Le lendemain matin de la visite des deux femmes, je rencontre l'ex-sous-préfet qui était venu nous voir pour obtenir des piles pour sa radio. Il est à peine 07h00 du matin. Je lui demande des nouvelles de la fillette. Il me répond qu'elle est morte dans la nuit. Triste nouvelle ! L'infirmier revient dans la matinée. Il avait rempli sa mission conscienseusement. Je l'informe du décès.
Je demande au sous-préfet quand est-ce que les obsèques auront lieu. Il me répond qu'il n'y aura pas d'obsèques et qu'elle ne sera pas enterrée au cimetière du fait qu'elle n'a pas encore l'âge de raison. Que va-t-elle devenir alors ? Elle sera veillée puis inhumée dans un trou vertical derrière la case de ses parents.

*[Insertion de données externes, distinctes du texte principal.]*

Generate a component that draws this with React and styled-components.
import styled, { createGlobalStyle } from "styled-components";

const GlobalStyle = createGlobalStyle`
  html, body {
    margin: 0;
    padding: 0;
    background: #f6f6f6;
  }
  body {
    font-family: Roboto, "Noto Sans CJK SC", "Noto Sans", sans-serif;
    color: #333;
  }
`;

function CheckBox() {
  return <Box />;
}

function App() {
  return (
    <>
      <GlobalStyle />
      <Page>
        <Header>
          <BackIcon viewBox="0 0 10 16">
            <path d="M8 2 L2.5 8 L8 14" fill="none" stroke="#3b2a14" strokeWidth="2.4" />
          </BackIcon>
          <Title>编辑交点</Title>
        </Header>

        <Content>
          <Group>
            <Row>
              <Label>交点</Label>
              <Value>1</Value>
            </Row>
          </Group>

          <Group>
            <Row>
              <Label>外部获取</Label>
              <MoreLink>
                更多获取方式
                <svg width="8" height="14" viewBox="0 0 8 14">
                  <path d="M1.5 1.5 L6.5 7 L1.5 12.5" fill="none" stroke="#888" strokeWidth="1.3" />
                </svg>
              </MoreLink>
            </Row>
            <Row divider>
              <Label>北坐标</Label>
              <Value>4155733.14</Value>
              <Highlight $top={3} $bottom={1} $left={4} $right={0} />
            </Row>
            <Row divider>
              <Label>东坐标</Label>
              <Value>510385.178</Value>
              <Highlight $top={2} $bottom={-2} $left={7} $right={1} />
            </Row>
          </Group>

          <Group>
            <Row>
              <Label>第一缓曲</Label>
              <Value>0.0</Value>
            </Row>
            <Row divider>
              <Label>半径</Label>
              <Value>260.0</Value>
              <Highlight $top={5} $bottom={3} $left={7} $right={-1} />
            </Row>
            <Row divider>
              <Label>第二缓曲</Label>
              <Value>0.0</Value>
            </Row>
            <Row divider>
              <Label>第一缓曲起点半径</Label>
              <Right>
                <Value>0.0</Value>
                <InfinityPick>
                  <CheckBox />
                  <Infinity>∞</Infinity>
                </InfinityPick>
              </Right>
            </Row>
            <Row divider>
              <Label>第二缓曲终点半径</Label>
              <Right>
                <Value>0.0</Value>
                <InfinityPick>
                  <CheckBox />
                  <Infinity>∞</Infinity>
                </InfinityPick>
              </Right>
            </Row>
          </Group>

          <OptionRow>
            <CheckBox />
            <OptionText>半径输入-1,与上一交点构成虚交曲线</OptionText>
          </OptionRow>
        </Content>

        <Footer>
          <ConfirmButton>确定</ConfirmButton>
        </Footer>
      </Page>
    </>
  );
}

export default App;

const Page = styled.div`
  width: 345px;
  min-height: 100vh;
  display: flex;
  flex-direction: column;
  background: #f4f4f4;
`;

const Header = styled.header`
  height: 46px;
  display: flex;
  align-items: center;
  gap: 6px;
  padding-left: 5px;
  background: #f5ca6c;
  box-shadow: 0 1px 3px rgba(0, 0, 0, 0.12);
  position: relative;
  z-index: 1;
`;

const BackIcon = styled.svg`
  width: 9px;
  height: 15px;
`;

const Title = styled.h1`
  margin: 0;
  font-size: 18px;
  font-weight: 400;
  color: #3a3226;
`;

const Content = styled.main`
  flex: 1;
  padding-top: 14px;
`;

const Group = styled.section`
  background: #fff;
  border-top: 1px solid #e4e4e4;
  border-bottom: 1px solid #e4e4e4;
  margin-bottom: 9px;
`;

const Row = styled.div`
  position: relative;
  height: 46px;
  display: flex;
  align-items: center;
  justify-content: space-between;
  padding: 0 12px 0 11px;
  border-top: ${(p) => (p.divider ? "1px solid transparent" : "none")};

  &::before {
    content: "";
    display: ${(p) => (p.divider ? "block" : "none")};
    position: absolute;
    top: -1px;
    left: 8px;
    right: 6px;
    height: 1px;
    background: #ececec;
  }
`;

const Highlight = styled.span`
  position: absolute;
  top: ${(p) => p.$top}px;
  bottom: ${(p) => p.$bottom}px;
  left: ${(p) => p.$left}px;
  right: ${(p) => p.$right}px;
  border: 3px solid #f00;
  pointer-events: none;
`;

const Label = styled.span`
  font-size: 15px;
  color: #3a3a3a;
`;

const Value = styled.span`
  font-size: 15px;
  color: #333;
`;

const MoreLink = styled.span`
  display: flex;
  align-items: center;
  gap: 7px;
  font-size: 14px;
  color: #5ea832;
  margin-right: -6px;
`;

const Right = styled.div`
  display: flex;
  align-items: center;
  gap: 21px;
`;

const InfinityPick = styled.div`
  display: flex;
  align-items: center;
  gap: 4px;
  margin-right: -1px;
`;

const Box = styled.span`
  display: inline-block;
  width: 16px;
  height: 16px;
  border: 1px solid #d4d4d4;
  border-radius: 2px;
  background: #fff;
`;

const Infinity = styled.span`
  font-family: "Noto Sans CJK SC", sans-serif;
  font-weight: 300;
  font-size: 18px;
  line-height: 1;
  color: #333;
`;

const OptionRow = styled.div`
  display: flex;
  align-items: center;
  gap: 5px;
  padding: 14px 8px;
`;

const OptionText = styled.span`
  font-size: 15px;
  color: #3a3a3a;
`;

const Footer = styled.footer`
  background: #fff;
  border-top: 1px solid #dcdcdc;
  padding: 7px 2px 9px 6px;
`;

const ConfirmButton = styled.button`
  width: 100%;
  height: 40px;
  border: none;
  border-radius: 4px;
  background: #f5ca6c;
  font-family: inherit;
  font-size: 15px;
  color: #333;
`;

Je me rends ensuite dans la case et assiste quelques instants à la veillée de la fillette, reposant comme le petit Jésus dans la crêche. Elle est bien habillée, la tête dans un bonnet de laine et semble dormir apaisée. La mère, en signe de deuil, s'est rasée les cheveux. Les femmes la veillent. Je sors en silence. Le lendemain, je passerai à pied derrière la case et verrai la terre remuée au pied du mur.
La mortalité infantile en RCA est importante. Les parents, dont l'espérance de vie n'est que de 45 ans, donnent à boire l'eau trouble de l'Oubangui à leurs enfants en bas âge. Ainsi, seuls 2 enfants sur 5 atteignent l'âge de 5 ans ! Les abattoirs de Bangui polluent l'Oubangui en amont de Zimba.
Le stage amphibie s'est poursuivi comme prévu. Deux stagiaires baisseront les bras et n'obtiendront pas leur qualification et donc pas leur prime. Il y aura au final 40 reçus sur 42 stagiaires. Mission accomplie ! Mon grand regret sera de ne pas avoir pu enregistrer les militaires de la GP chanter en canon au pas cadencé. Leurs voix d'hommes sont parmi les plus belles que j'ai pu entendre dans ma vie. Le général KOLINGBA, président de la RCA, me décernera un témoignage de satisfaction.